久留米の御造営の時に、櫛原教会の御造営の時に、ここに使ってある大きなこの桧の一本、一本の木でこれはここを貫いておりますね、この前の大きな木が。それを運ばして頂くのにですね、その、久留米の櫛原に曲がる角の所に今はあのように道が広うなりましたけれども、あそこは小さい道でした。だからあすこまで来てから、どっこいもう後にも前にも下がらない訳です。そこで馬車引きさん達がですね、あの、こうしておってもどうにも出来んからと言うので、まあそん時付いておった信者さんひとりを、「とてもこれは持って入られんよ」と。それで直ぐお願いに来た。親先生が御結界に奉仕しておられた。「よし、神様にお願いをする」と言うて、その、お願いをされてから帰った時に、どんなんして車が入ったか分からんごし入ったという話があります。どうしても入るはずがないです。そしたら椛目時代の時の話を宮崎さんがされるんですよ。そんな事は椛目でも一遍あったと。あの裏に大きな石じゃないですけれども、あの石が座りました時にですね、もうあすこの小さい壁の所から、これはまあ寸法計ってみても、どうしても駄目だと。そうして、そこまで駅まで持って来ておるから、ところがどうしても入らんからお願いに来た。高山さんが石を、庭をそん時作りましたから、そん時でした。宮崎さん達もそれを実際目撃しておった。それがその、それが例えばもうどんなんして転がり込んだか分からんごとして石が入ったち言うのです。今、壁に座っとる石がそうなんです。あれは上は小さいけれども下はとっても大きいんですよ。兎に角やはり、その、ひとつの神様のやはりおかげを頂くという事を神様の働きをですね、その働きたらしめるというかね、それにはやはり私共がですね、一念発起。しかもそれをですね、ある場合には火の玉のような熱情。ある場合には、とてもなんぼぶつかってもぶつかっても出来なくても出来なくてもです、これを貫ついしなければ、貫かなければおかんというですね、それこそ執念にも似たような心を燃やさなければならないという事。おそらくはそういう例えば現在、正義さんを委員長に、そしてこの植樹、又は造園がなされるのですけれども、おそらくそうゆう、まあ執念にも似たようなものがです、私は感じられます。でなからなければ、とてもでける事じゃない。これは普通一般じゃ出来んのですからね、これは私の執念なんです、ね。
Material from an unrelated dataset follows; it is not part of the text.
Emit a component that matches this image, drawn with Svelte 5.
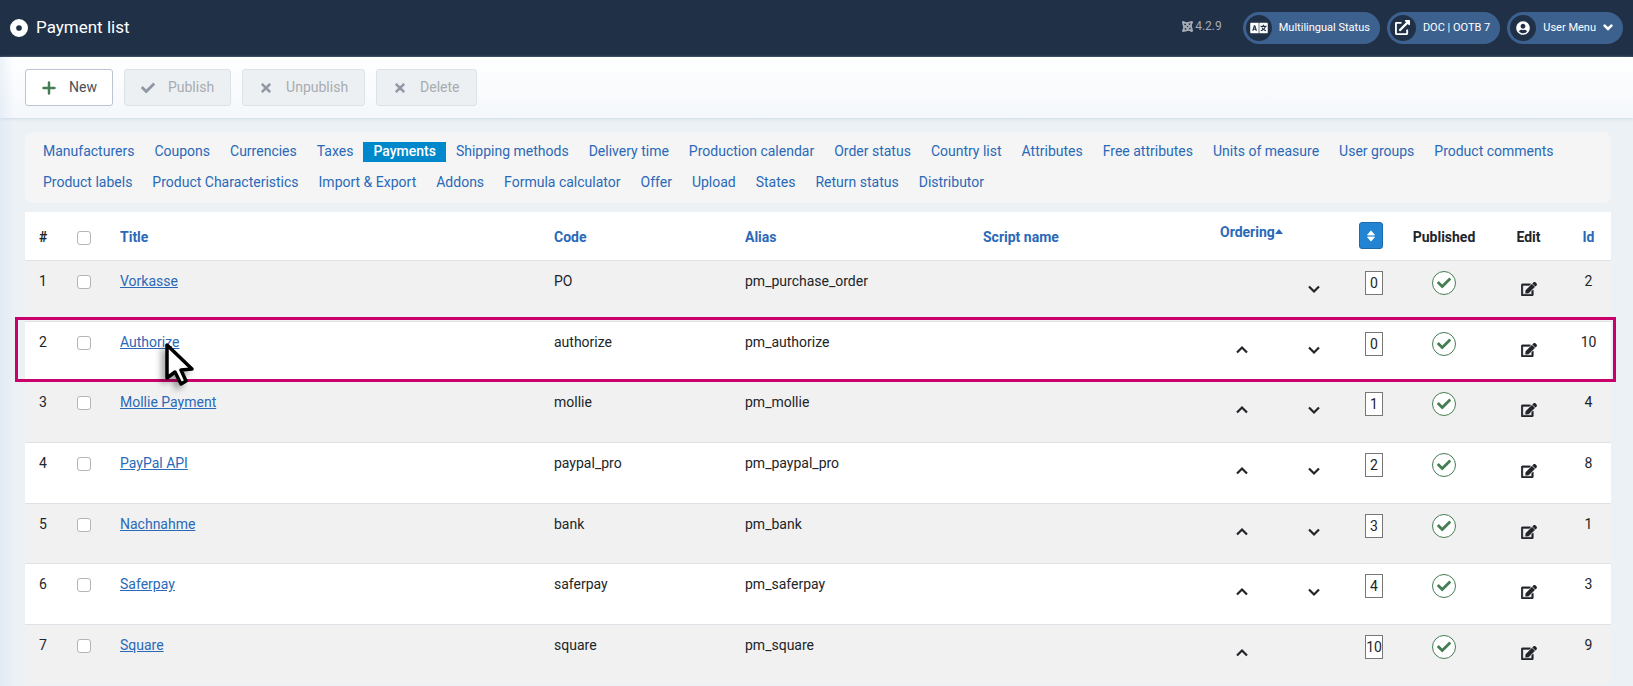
<script>
  const nav = [
    'Manufacturers', 'Coupons', 'Currencies', 'Taxes', 'Payments', 'Shipping methods', 'Delivery time',
    'Production calendar', 'Order status', 'Country list', 'Attributes', 'Free attributes',
    'Units of measure', 'User groups', 'Product comments', 'Product labels', 'Product Characteristics',
    'Import & Export', 'Addons', 'Formula calculator', 'Offer', 'Upload', 'States', 'Return status', 'Distributor'
  ];
  const rows = $state([
    { title: 'Vorkasse', code: 'PO', alias: 'pm_purchase_order', order: 0, id: 2, checked: false },
    { title: 'Authorize', code: 'authorize', alias: 'pm_authorize', order: 0, id: 10, checked: false, marked: true },
    { title: 'Mollie Payment', code: 'mollie', alias: 'pm_mollie', order: 1, id: 4, checked: false },
    { title: 'PayPal API', code: 'paypal_pro', alias: 'pm_paypal_pro', order: 2, id: 8, checked: false },
    { title: 'Nachnahme', code: 'bank', alias: 'pm_bank', order: 3, id: 1, checked: false },
    { title: 'Saferpay', code: 'saferpay', alias: 'pm_saferpay', order: 4, id: 3, checked: false },
    { title: 'Square', code: 'square', alias: 'pm_square', order: 10, id: 9, checked: false }
  ]);
  const check = 'M173.9 439.4l-166.4-166.4c-10-10-10-26.200 0-36.200l36.200-36.200c10-10 26.200-10 36.200 0L192 312.700 432.100 72.600c10-10 26.200-10 36.200 0l36.200 36.200c10 10 10 26.200 0 36.200l-294.400 294.400c-10 10-26.200 10-36.200 0z';
  const times = 'M242.700 256l100.100-100.100c12.300-12.300 12.300-32.200 0-44.500l-22.200-22.200c-12.300-12.300-32.200-12.300-44.500 0L176 189.300 75.900 89.200c-12.300-12.300-32.200-12.300-44.500 0L9.200 111.500c-12.300 12.300-12.300 32.200 0 44.500L109.300 256 9.200 356.100c-12.300 12.300-12.300 32.200 0 44.500l22.200 22.200c12.300 12.300 32.200 12.300 44.500 0L176 322.700l100.100 100.100c12.300 12.300 32.200 12.300 44.500 0l22.200-22.200c12.300-12.300 12.300-32.200 0-44.500L242.700 256z';
  const toggleAll = (e) => rows.forEach((r) => (r.checked = e.currentTarget.checked));
</script>

<header class="top">
  <div class="brand">
    <svg class="dot" viewBox="0 0 16 16" aria-hidden="true"><path fill-rule="evenodd" d="M8 0a8 8 0 1 0 0 16A8 8 0 0 0 8 0zm0 5.500a2.500 2.500 0 1 1 0 5 2.500 2.500 0 0 1 0-5z" /></svg>
    <h1>Payment list</h1>
  </div>
  <div class="status">
    <span class="version">
      <svg viewBox="0 0 20 20" aria-hidden="true">
        <g fill="none" stroke="currentColor" stroke-width="3.200" stroke-linecap="round">
          <path d="M3.500 11V8.500C1 6 3 3 5 3s3 1 4.500 2.500l5 5" />
          <path d="M9 3.500h2.500C14 1 17 3 17 5s-1 3-2.500 4.500l-5 5" />
          <path d="M16.500 9v2.500C19 14 17 17 15 17s-3-1-4.500-2.500l-5-5" />
          <path d="M11 16.500H8.500C6 19 3 17 3 15s1-3 2.500-4.500l5-5" />
        </g>
        <circle cx="2.500" cy="2.500" r="2.500" /><circle cx="17.500" cy="2.500" r="2.500" /><circle cx="2.500" cy="17.500" r="2.500" /><circle cx="17.500" cy="17.500" r="2.500" />
      </svg>
      4.2.9
    </span>
    <a class="pill" href="#status">
      <span class="disc">
        <svg width="18" height="14" viewBox="0 0 640 512" aria-hidden="true"><path fill-rule="evenodd" d="M24 64h284v384H24a24 24 0 0 1-24-24V88a24 24 0 0 1 24-24zM332 64h284a24 24 0 0 1 24 24v336a24 24 0 0 1-24 24H332zM134 152L70 360h48l12-40h56l12 40h48L182 152zm24 66l18 62h-36zM462 140v36h-86v40h146c-8 24-22 46-40 64-12-12-22-26-30-42h-42c8 26 22 48 40 68-20 14-42 24-68 32l16 36c32-10 60-24 84-42 24 18 52 32 84 42l16-36c-26-8-48-18-68-32 26-26 44-56 52-90h28v-40h-90v-36z" /></svg>
      </span>
      Multilingual Status
    </a>
    <a class="pill" href="#site">
      <span class="disc">
        <svg width="15" height="15" viewBox="0 0 512 512" aria-hidden="true"><path d="M432 320h-32a16 16 0 0 0-16 16v112H64V128h144a16 16 0 0 0 16-16V80a16 16 0 0 0-16-16H48a48 48 0 0 0-48 48v352a48 48 0 0 0 48 48h352a48 48 0 0 0 48-48V336a16 16 0 0 0-16-16zM488 0H360c-21 0-32 26-17 41l36 36L136 320a24 24 0 0 0 0 34l22 22a24 24 0 0 0 34 0l243-243 36 36c15 15 41 4 41-17V24a24 24 0 0 0-24-24z" /></svg>
      </span>
      DOC | OOTB 7
    </a>
    <button class="pill" type="button">
      <span class="disc">
        <svg width="14" height="14" viewBox="0 0 496 512" aria-hidden="true"><path d="M248 8C111 8 0 119 0 256s111 248 248 248 248-111 248-248S385 8 248 8zm0 96c48.600 0 88 39.400 88 88s-39.400 88-88 88-88-39.400-88-88 39.400-88 88-88zm0 344c-58.700 0-111.300-26.600-146.500-68.200 18.800-35.400 55.600-59.800 98.500-59.800 2.400 0 4.800.4 7.100 1.100 13 4.200 26.600 6.900 40.900 6.900s28-2.700 40.900-6.900c2.300-.7 4.700-1.100 7.100-1.100 42.900 0 79.700 24.400 98.500 59.800C359.300 421.400 306.700 448 248 448z" /></svg>
      </span>
      User Menu
      <svg class="caret" width="10" height="7" viewBox="0 0 10 7" aria-hidden="true"><path d="M1.600 1.600L5 5l3.400-3.400" fill="none" stroke="currentColor" stroke-width="2.600" stroke-linecap="round" /></svg>
    </button>
  </div>
</header>

<div class="toolbar">
  <button type="button" class="new">
    <svg width="16" height="14" viewBox="0 0 16 14" aria-hidden="true"><path d="M8 1.500v11M2.500 7h11" stroke="currentColor" stroke-width="2.500" stroke-linecap="round" /></svg>New
  </button>
  <button type="button" disabled><svg width="16" height="14" viewBox="0 0 512 512" aria-hidden="true"><path d={check} /></svg>Publish</button>
  <button type="button" disabled><svg width="16" height="14" viewBox="0 0 352 512" aria-hidden="true"><path d={times} /></svg>Unpublish</button>
  <button type="button" disabled><svg width="16" height="14" viewBox="0 0 352 512" aria-hidden="true"><path d={times} /></svg>Delete</button>
</div>

<main>
  <nav aria-label="Options">
    {#each nav as item}
      <a href="#{item}" class:active={item === 'Payments'}>{item}</a>
    {/each}
  </nav>

  <table>
    <colgroup>
      <col class="c-num" /><col class="c-check" /><col /><col class="c-code" /><col class="c-alias" /><col class="c-script" />
      <col class="c-move" /><col class="c-move" /><col class="c-order" /><col class="c-pub" /><col class="c-edit" /><col class="c-id" />
    </colgroup>
    <thead>
      <tr>
        <th>#</th>
        <th><input type="checkbox" aria-label="Check all items" onchange={toggleAll} /></th>
        <th><a href="#title">Title</a></th>
        <th><a href="#code">Code</a></th>
        <th><a href="#alias">Alias</a></th>
        <th><a href="#script">Script name</a></th>
        <th colspan="2" class="upper"><a href="#ordering">Ordering<svg class="sorted" width="8" height="5" viewBox="0 0 8 5" aria-hidden="true"><path d="M0 5l4-5 4 5z" /></svg></a></th>
        <th class="right">
          <button type="button" class="sort" aria-label="Save order"><svg width="8" height="12" viewBox="0 0 8 12" aria-hidden="true"><path d="M.5 5L4 .8 7.500 5zM.5 7L4 11.200 7.500 7z" stroke="currentColor" stroke-linejoin="round" stroke-width=".8" /></svg></button>
        </th>
        <th class="center">Published</th>
        <th class="center">Edit</th>
        <th class="center"><a href="#id">Id</a></th>
      </tr>
    </thead>
    <tbody>
      {#each rows as row, i}
        <tr>
          <td>{i + 1}{#if row.marked}<span class="marker"></span>{/if}</td>
          <td><input type="checkbox" aria-label="Select {row.title}" bind:checked={row.checked} /></td>
          <td class="title">
            <a href="#{row.title}">{row.title}</a>
            {#if row.marked}
              <svg class="cursor" width="40" height="56" viewBox="0 0 40 56" aria-hidden="true">
                <path d="M13 4v33l8-6 6 12 5-3-5-11 11-1z" fill="#fff" stroke="#000" stroke-width="3.500" stroke-linejoin="round" />
              </svg>
            {/if}
          </td>
          <td>{row.code}</td>
          <td>{row.alias}</td>
          <td></td>
          <td class="center low">
            {#if i > 0}<button type="button" class="icon" aria-label="Move up"><svg width="14" height="10" viewBox="0 0 14 10" aria-hidden="true"><path d="M2 7.500l5-5 5 5" fill="none" stroke="currentColor" stroke-width="2.200" /></svg></button>{/if}
          </td>
          <td class="center low">
            {#if i < rows.length - 1}<button type="button" class="icon" aria-label="Move down"><svg width="14" height="10" viewBox="0 0 14 10" aria-hidden="true"><path d="M2 2.500l5 5 5-5" fill="none" stroke="currentColor" stroke-width="2.200" /></svg></button>{/if}
          </td>
          <td class="right box"><input type="text" class="order" aria-label="Order of {row.title}" bind:value={row.order} /></td>
          <td class="center box"><button type="button" class="pub" aria-label="Published"><svg width="14" height="14" viewBox="0 0 512 512" aria-hidden="true"><path d={check} /></svg></button></td>
          <td class="center low">
            <a class="icon" href="#edit-{row.id}" aria-label="Edit {row.title}"><svg width="16" height="14" viewBox="0 0 576 512" aria-hidden="true"><path d="M402.600 83.200l90.200 90.200c3.800 3.800 3.800 10 0 13.800L274.400 405.600l-92.800 10.300c-12.400 1.400-22.900-9.100-21.500-21.500l10.300-92.800L388.800 83.200c3.800-3.800 10-3.800 13.800 0zm162-22.900l-48.800-48.800c-15.200-15.200-39.900-15.200-55.200 0l-35.400 35.400c-3.800 3.800-3.800 10 0 13.800l90.200 90.200c3.800 3.800 10 3.800 13.800 0l35.400-35.400c15.200-15.300 15.200-40 0-55.200zM384 346.200V448H64V128h229.800c3.200 0 6.200-1.300 8.500-3.500l40-40c7.600-7.600 2.200-20.500-8.500-20.500H48C21.500 64 0 85.500 0 112v352c0 26.500 21.500 48 48 48h352c26.500 0 48-21.500 48-48V306.200c0-10.700-12.900-16-20.500-8.500l-40 40c-2.200 2.300-3.500 5.300-3.500 8.500z" stroke="currentColor" stroke-width="14" /></svg></a>
          </td>
          <td class="center">{row.id}</td>
        </tr>
      {/each}
    </tbody>
  </table>
</main>

<style>
  :global(body) {
    background: linear-gradient(90deg, #e2eaf4 0, #ebf1f5 14px, #ebf1f5 100%);
    font-family: Roboto, sans-serif;
    font-size: 14px;
    line-height: 1.4;
    color: #212529;
  }
  button, input { font: inherit; }
  a { color: #2a69b8; }
  svg { fill: currentColor; display: block; }

  .top {
    display: flex;
    align-items: center;
    justify-content: space-between;
    height: 57px;
    box-sizing: border-box;
    padding: 0 10px 1px;
    background: #1f3047;
    color: #fff;
  }
  .brand { display: flex; align-items: center; gap: 8px; }
  .dot { width: 18px; height: 18px; }
  h1 { margin: 0; font-size: 17px; font-weight: 400; }
  .status { display: flex; align-items: center; gap: 7px; font-size: 12px; }
  .version { display: flex; align-items: center; gap: 2px; margin-right: 14px; padding-bottom: 3px; color: #a5acb5; }
  .version svg { width: 11px; height: 11px; }
  .pill {
    display: flex;
    align-items: center;
    gap: 7px;
    height: 32px;
    box-sizing: border-box;
    padding: 0 10px 1px 3px;
    border: 0;
    border-radius: 16px;
    background: #3d618f;
    color: #fff;
    font-size: 11px;
    line-height: 1.4;
    text-decoration: none;
  }
  .disc {
    display: grid;
    place-items: center;
    width: 26px;
    height: 26px;
    border-radius: 50%;
    background: #1f3047;
  }

  .toolbar {
    display: flex;
    gap: 11px;
    padding: 12px 25px;
    background:
      linear-gradient(90deg, rgb(210 224 240 / 40%), transparent 14px),
      linear-gradient(#fff, #f4f7fb);
    box-shadow: 0 1px 3px #cfdbe8;
  }
  .toolbar button {
    display: flex;
    align-items: center;
    gap: 12px;
    height: 37px;
    box-sizing: border-box;
    padding: 0 16px 0 15px;
    border: 1px solid #dde2e7;
    border-radius: 3px;
    background: #edf0f2;
    color: #a7acb1;
  }
  .toolbar svg { color: #8f98a4; }
  .toolbar .new { padding: 0 15px; background: #fff; border-color: #bac4d3; color: #495057; }
  .toolbar .new svg { color: #457d54; }

  main { padding: 14px 22px 1px 25px; }
  nav {
    display: flex;
    flex-wrap: wrap;
    gap: 11px 0;
    margin-bottom: 9px;
    padding: 10px 8px 11px;
    border-radius: 8px;
    background: #f5f5f5;
  }
  nav a { padding: 0 10px; text-decoration: none; }
  nav .active { background: #08c; color: #fff; font-weight: 500; }

  table {
    width: 100%;
    table-layout: fixed;
    border-collapse: separate;
    border-spacing: 0;
    background: #fff;
  }
  .c-num { width: 38px; }
  .c-check { width: 43px; }
  .c-code { width: 191px; }
  .c-alias { width: 238px; }
  .c-script { width: 237px; }
  .c-move { width: 72px; }
  .c-order { width: 47px; }
  .c-pub { width: 94px; }
  .c-edit { width: 75px; }
  .c-id { width: 45px; }
  th, td {
    padding: 11px 14px 29px;
    border-bottom: 1px solid #dee2e6;
    text-align: left;
    vertical-align: top;
  }
  th { padding: 12px 14px 9px; font-weight: 700; vertical-align: middle; white-space: nowrap; }
  th a { text-decoration: none; }
  th.upper { padding-top: 11px; vertical-align: top; }
  th.right, td.right { padding-left: 0; text-align: right; }
  th.right { padding-top: 10px; padding-bottom: 9px; vertical-align: top; }
  th.center, td.center { padding-left: 0; padding-right: 0; text-align: center; }
  thead tr { height: 49px; }
  tbody tr { position: relative; }
  tbody tr:nth-child(odd) { background: #f1f1f1; }
  tbody tr:last-child td { border-bottom-color: transparent; }
  td.low { padding-top: 21px; padding-bottom: 0; }
  td.box { padding-top: 10px; padding-bottom: 0; }

  input[type='checkbox'] {
    appearance: none;
    display: block;
    width: 14px;
    height: 14px;
    margin: 3px 0 0;
    border: 1px solid #b5b5b5;
    border-radius: 3px;
    background: #fff;
  }
  th input[type='checkbox'] { margin: 0; }
  input[type='checkbox']:checked { background: #2a69b8; }
  .sorted { display: inline-block; vertical-align: 3px; }
  .sort {
    display: inline-grid;
    place-items: center;
    width: 24px;
    height: 27px;
    padding: 0;
    border: 1px solid #1c6bab;
    border-radius: 3px;
    background: #2384d3;
    color: #fff;
    vertical-align: top;
  }
  .icon {
    display: inline-grid;
    place-items: center;
    height: 14px;
    padding: 0;
    border: 0;
    background: none;
    color: #212529;
    vertical-align: top;
  }
  .order {
    width: 18px;
    height: 24px;
    box-sizing: border-box;
    padding: 0;
    border: 1px solid #767676;
    background: #fff;
    color: #212529;
    text-align: center;
    vertical-align: top;
  }
  .pub {
    display: inline-grid;
    place-items: center;
    width: 24px;
    height: 24px;
    padding: 0;
    border: 1px solid #457d54;
    border-radius: 50%;
    background: #fff;
    color: #457d54;
    vertical-align: top;
  }
  .title { position: relative; }
  .marker {
    position: absolute;
    z-index: 1;
    inset: -5px -5px 0 -10px;
    border: 3px solid #c9006b;
    pointer-events: none;
  }
  .cursor {
    position: absolute;
    left: 48px;
    top: 19px;
    z-index: 2;
    filter: drop-shadow(-4px 4px 3px rgb(0 0 0 / 35%));
    pointer-events: none;
  }
</style>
どこにでもあるごともんなら作りなさんなという、私の執念なんですけれども。
ですから、いわゆる虎の執念がですね。そういう風に皆さんの上にも、言わば乗り移るように、ひとつおかげを頂いて、ね、その執念が、ね、貫き通されなければならない。しかもその事をです、それは何にもならない事、そげん力んだって力むがたのない事に、私は執念を燃やしたって仕方がないのだけれども、ここ神様が立ち上がってござるという、これはあらゆる場合に感じられる。この造園に神様が立ち上がってござるなあと思われる。その神様の手にも足にもならして頂こうという御用の事についての執念ですから、私はおかげを受けられると、私は思うのです。どうぞ虎の執念を貫く事は、そのまま神様の思いを貫く事でもある。それには皆さんの、その執念にも似たような私は信心の、信心ですね、その事に対する熱情がいよいよ必要になってくると思うのでございます。どうぞ。